Appropriation: None.
Fiscal Note: Available.
Effective Date: The bill takes effect 90 days after adjournment of the session in which the bill is passed.
Staff Summary of Public Testimony:
(In support) A recent court case threw third-party account administrators into the mix with debt adjusters. This impacted a company from downtown Tacoma, which had to lay people off as a result of the lack of clarity. The purposes of this bill are to achieve greater regulatory clarity and provide legal confidence. The bill maintains important consumer protections. It ensures oversight from the DFI, spells out requirements from the federal Telemarketing Sales Rule, clarifies the total costs to the consumer, and adds additional protection for consumers through application of the CPA to the requirements of third-party account administrators.

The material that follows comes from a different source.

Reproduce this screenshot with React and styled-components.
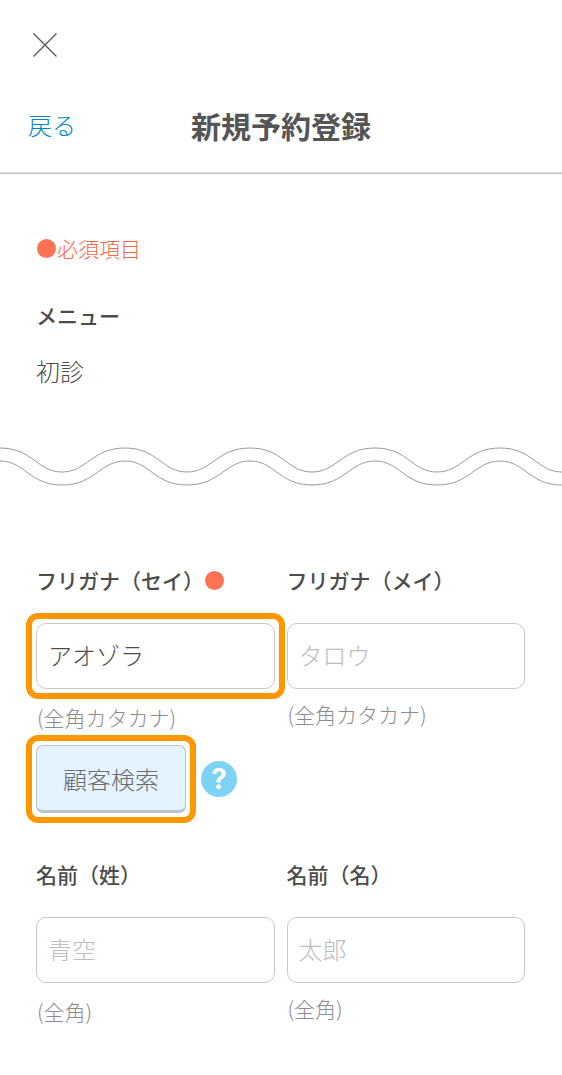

It had strong support coming out of the Senate.
(In support with amendments) It makes sense to modernize the regulatory scheme by separating out third-party account administrators. However, there are some remaining concerns. A potential loophole related to the 15 percent cap on fees should be closed. The House version was preferable because it added the pay-to-play requirement, but that is also regulated by federal law. The debt adjuster side of this issue should be examined over the interim. In a court case related to debt adjusters, statistics indicated that over half the consumers whose files were uncovered made payments, but none of their money went to their creditors.
(In support with concerns) There are a lot of concerns regarding this industry. The 15 percent cap on fees that the Legislature enacted years ago should be maintained for the consumer, and the industry as a whole should not exceed that cap. Whether the cap is too high or too low can be discussed at a later time.
(Opposed) None.
Persons Testifying: (In support) Senator Kilmer, prime sponsor; Linda Remsberg, Meracord; and Michael Transue, Tacoma-Pierce County Chamber of Commerce.
(In support with amendments) Larry Shannon, Washington State Association of Justice.
(In support with concerns) Bruce Neas, Columbia Legal Services.
Persons Signed In To Testify But Not Testifying: None.